Посланник переменил положение:
— Не думаю, — сказал он, — не думаю, чтобы это было хорошо. Не надо, не позволяйте им этого.
— Но почему?
— Я говорю всем японцам, мужчинам и женщинам, которые долго жили за границей или женились там: не возвращайтесь в Японию. Япония — это маленький цветочный горшок, а чужой мир — большой сад. Если вы пересадите дерево из горшка в сад и дадите вырасти, его нельзя будет перенести обратно в горшок.
— Но в этом случае это ведь не единственная причина, — настаивала леди Эверингтон.
— Да, есть и другие, — закончил посланник и поднялся с софы, показывая этим, что объяснения закончены.
Чета новобрачных уехала в автомобиле в Фоксон, осыпанная на прощание рисом; сзади болталась приносящая счастье белая туфля.
После ухода гостей леди Эверингтон скрылась в своем будуаре и там, на широком диване, разразилась рыданиями. Без сомнения, она переутомилась; но тяжело было и сознавать, что она ошиблась, и чувствовать, что пожертвовала при этом лучшим другом, самым ценным человеком из всех, посещавших ее дом. Мрачное облачко тайны нависло над молодой четой, одна из тех зловещих тайн, которые путешественники привозили на родину с Востока, — проклятие божества, скрытую отраву, ужасную болезнь.

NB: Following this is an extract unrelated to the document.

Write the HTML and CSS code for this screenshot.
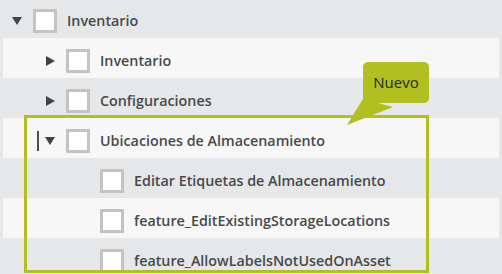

Было бы так естественно посетить им обоим Японию и познакомиться со своей другой семьей. Но оба, сэр Ральф Кэрнс и граф Саито, единственные, кто знал сегодня кое-что о действительном положении дел, настаивали, что такое посещение было бы роковым. И кто были эти Фудзинами, которых граф Саито знал, но делал вид, что не знает. Как она, всегда такая осторожная в том, что касалось общества, сочла все улаженным именно потому, что Асако была японкой?